While darknet markets have a market entry barrier (vendor entry fees) to prevent floods of scammers and LE honeypots, the field of competition is large enough that even popular, “go-to” vendors are just starting recommendations. Much unlike the capitalist corporation, they do not infringe on their competitors. There are no regulations against price wars, antitrust laws, patents, or class action lawsuits here. The costs of buying everyone out, when market participation is high, is too enormous to be a feasible option. It is because darknet marketplaces prop people up with reputation welfare that this holds true. This is an astonishing feature when considering that darknet vendors still need investment capital from the capitalist economy in a condition of artificial scarcity. We can only dream what an anarchist system of liberalized banking, pluralistic competition in money, and mutual aid would create in terms of fairness and shared wealth.

The original Silk Road was a moral project, not just an opportunistic one. Ross Ulbricht was a committed libertarian and wanted to see the virtues of free markets practised right here, right now. To risk simplifying these institutions, darknet marketplaces operate like an economic federation, and they work because they are not rigid institutional forms. The organization of economic forces – the package-dealing of necessities with otherwise optional services – is a success story in resisting the moral poverty pervade real-world black market conditions. The institutional principle that black markets should organize around is the participatory federation of economic services.

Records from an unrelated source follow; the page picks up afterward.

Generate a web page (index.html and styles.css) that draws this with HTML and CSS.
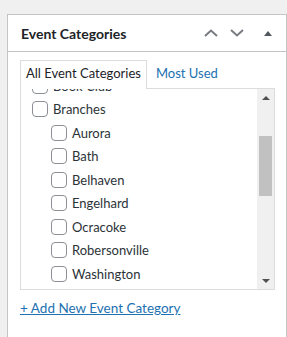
FILE: index.html
```html
<!DOCTYPE html>
<html lang="en">
<head>
  <meta charset="UTF-8" />
  <title>Event Categories</title>
  <link rel="stylesheet" href="styles.css">
</head>
<body>
  <div class="postbox">
    <div class="postbox-header">
      <h2>Event Categories</h2>
      <div class="handle-actions">
        <button class="handle-btn order" aria-label="Move up">
          <svg width="14" height="8" viewBox="0 0 14 8"><polyline points="1,7 7,1.5 13,7" fill="none" stroke="#787c82" stroke-width="2"/></svg>
        </button>
        <button class="handle-btn order" aria-label="Move down">
          <svg width="14" height="8" viewBox="0 0 14 8"><polyline points="1,1 7,6.5 13,1" fill="none" stroke="#787c82" stroke-width="2"/></svg>
        </button>
        <button class="handle-btn toggle" aria-label="Toggle panel">
          <svg width="8" height="5" viewBox="0 0 8 5"><polygon points="0,5 4,0 8,5" fill="#50575e"/></svg>
        </button>
      </div>
    </div>

    <div class="inside">
      <ul class="category-tabs">
        <li class="tab active">All Event Categories</li>
        <li class="tab"><a href="#">Most Used</a></li>
      </ul>

      <div class="tabs-panel">
        <div class="checklist-view">
          <ul class="checklist">
            <li><label><input type="checkbox"> Book Club</label></li>
            <li><label><input type="checkbox"> Branches</label>
              <ul class="children">
                <li><label><input type="checkbox"> Aurora</label></li>
                <li><label><input type="checkbox"> Bath</label></li>
                <li><label><input type="checkbox"> Belhaven</label></li>
                <li><label><input type="checkbox"> Engelhard</label></li>
                <li><label><input type="checkbox"> Ocracoke</label></li>
                <li><label><input type="checkbox"> Robersonville</label></li>
                <li><label><input type="checkbox"> Washington</label></li>
              </ul>
            </li>
          </ul>
        </div>
        <div class="scrollbar">
          <div class="scroll-arrow up"></div>
          <div class="scroll-track">
            <div class="scroll-thumb"></div>
          </div>
          <div class="scroll-arrow down"></div>
        </div>
      </div>

      <p class="adder"><a href="#">+ Add New Event Category</a></p>
    </div>
  </div>
</body>
</html>
```

FILE: styles.css
```css
html, body {
  height: 100%;
}

body {
  margin: 0;
  padding: 14px 0 0 7px;
  background: #f0f0f1;
  font-family: Lato, "Noto Sans", sans-serif;
  font-size: 13px;
  color: #1d2327;
  overflow: hidden;
  box-sizing: border-box;
}

.postbox {
  width: 280px;
  box-sizing: border-box;
  background: #fff;
  border: 1px solid #c3c4c7;
  min-height: 360px;
}

.postbox-header {
  display: flex;
  align-items: center;
  height: 36px;
  border-bottom: 1px solid #c3c4c7;
}

.postbox-header h2 {
  flex: 1;
  margin: 0;
  padding: 2px 12px 0 13px;
  font-size: 14px;
  font-weight: 700;
  line-height: 1.4;
  color: #1d2327;
}

.handle-actions {
  display: flex;
  height: 36px;
}

.handle-btn {
  display: flex;
  align-items: center;
  justify-content: center;
  height: 36px;
  padding: 0;
  border: none;
  background: none;
  cursor: pointer;
}

.handle-btn.order {
  width: 26px;
}

.handle-btn.toggle {
  width: 36px;
}

.inside {
  padding: 8px 11px 12px 12px;
}

.category-tabs {
  display: flex;
  gap: 3px;
  margin: 0;
  padding: 0;
  list-style: none;
}

.tab {
  padding: 2px 5px 5px;
  line-height: 20px;
  border: 1px solid transparent;
  border-bottom: none;
}

.tab.active {
  border-color: #dcdcde;
  background: #fff;
  margin-bottom: -1px;
  position: relative;
}

.tab a {
  color: #2271b1;
  text-decoration: none;
}

.tabs-panel {
  display: flex;
  height: 200px;
  border: 1px solid #dcdcde;
  background: #fff;
}

.checklist-view {
  flex: 1;
  overflow: hidden;
  padding: 0 11px;
}

.checklist, .children {
  margin: 0;
  padding: 0;
  list-style: none;
}

.checklist {
  margin-top: -15px;
}

.children {
  margin-left: 19px;
}

.checklist label {
  display: flex;
  align-items: center;
  height: 23.5px;
  color: #2c3338;
  white-space: nowrap;
}

.checklist input {
  appearance: none;
  -webkit-appearance: none;
  width: 16px;
  height: 16px;
  margin: 0 5px 0 0;
  border: 1px solid #8c8f94;
  border-radius: 4px;
  background: #fff;
  flex-shrink: 0;
}

.scrollbar {
  width: 17px;
  display: flex;
  flex-direction: column;
  background: #f0f0f0;
}

.scroll-arrow {
  height: 17px;
  display: flex;
  align-items: center;
  justify-content: center;
}

.scroll-arrow::before {
  content: "";
  border-left: 4px solid transparent;
  border-right: 4px solid transparent;
}

.scroll-arrow.up::before {
  border-bottom: 4px solid #505050;
}

.scroll-arrow.down::before {
  border-top: 4px solid #505050;
}

.scroll-track {
  flex: 1;
  padding: 30px 2px 0;
}

.scroll-thumb {
  height: 60px;
  background: #c1c1c1;
}

.adder {
  margin: 8px 0 0;
  line-height: 20px;
  font-size: 13.5px;
}

.adder a {
  color: #2271b1;
  text-decoration: underline;
}
```
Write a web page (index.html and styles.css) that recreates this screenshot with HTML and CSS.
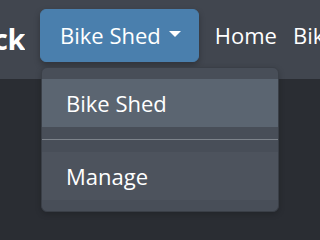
FILE: index.html
```html
<!DOCTYPE html>
<html>
<head>
<meta charset="utf-8">
<link rel="stylesheet" href="styles.css">
</head>
<body>
<nav class="navbar">
  <div class="brand-wrap"><a class="brand">BikeRack</a></div>
  <div class="dropdown">
    <button class="btn">Bike Shed<span class="caret"></span></button>
    <div class="menu">
      <a class="item active">Bike Shed</a>
      <div class="divider"></div>
      <a class="item manage">Manage</a>
    </div>
  </div>
  <a class="nav-link">Home</a>
  <a class="nav-link">Bikes</a>
</nav>
<main class="content"></main>
</body>
</html>
```
FILE: styles.css
```css
html, body {
  margin: 0;
  padding: 0;
  height: 100%;
  overflow: hidden;
}
body {
  background: #2a2d33;
  font-family: "Open Sans", "Noto Sans", sans-serif;
  color: #ffffff;
}
.navbar {
  display: flex;
  align-items: flex-start;
  height: 79px;
  box-sizing: border-box;
  padding-top: 9px;
  background: #41464f;
  white-space: nowrap;
}
.brand-wrap {
  width: 25px;
  flex: none;
  display: flex;
  justify-content: flex-end;
  overflow: hidden;
  margin-right: 15px;
}
.brand {
  flex: none;
  font-size: 29px;
  font-weight: 700;
  line-height: 42px;
  margin-top: 9px;
  letter-spacing: -0.5px;
}
.dropdown {
  position: relative;
  flex: none;
}
.btn {
  display: flex;
  align-items: center;
  height: 53px;
  box-sizing: border-box;
  padding: 9px 17px 9px 19px;
  border: 1px solid #4a7fad;
  border-radius: 6px;
  background: #4a7fad;
  color: #ffffff;
  font-family: inherit;
  font-size: 22px;
  line-height: 33px;
  box-shadow: 0 3px 6px rgba(0, 0, 0, 0.28);
}
.caret {
  display: inline-block;
  width: 0;
  height: 0;
  margin-left: 8px;
  margin-top: -4px;
  border-top: 6px solid #ffffff;
  border-left: 6px solid transparent;
  border-right: 6px solid transparent;
}
.menu {
  position: absolute;
  left: 1px;
  top: 58px;
  width: 238px;
  box-sizing: border-box;
  padding: 11px 0 11px;
  background: #484e58;
  border: 1px solid #3a3f47;
  border-radius: 6px;
  box-shadow: 0 2px 6px rgba(0, 0, 0, 0.2);
  z-index: 10;
}
.item {
  display: block;
  padding: 7px 24px;
  font-size: 22px;
  line-height: 34px;
  color: #ffffff;
}
.item.active {
  background: #5b6571;
}
.item.manage {
  background: #4d535d;
}
.divider {
  height: 1px;
  margin: 12px 0;
  background: #7d838b;
}
.nav-link {
  flex: none;
  font-size: 22px;
  line-height: 33px;
  margin-top: 10px;
  margin-left: 16px;
  color: #ffffff;
}
.content {
  display: block;
}
```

It takes a more creative mind than mine to fully imagine how to apply this principle to the larger world, and undo the damage caused by black market opportunism. However, the blueprints are already available, just waiting to be utilized in the world today. All it takes is a conscious commitment to expand their potential. We must take the mantle as market actors rather than envisioning abstracted “market actors” possessing in-built tendencies to just do certain activities.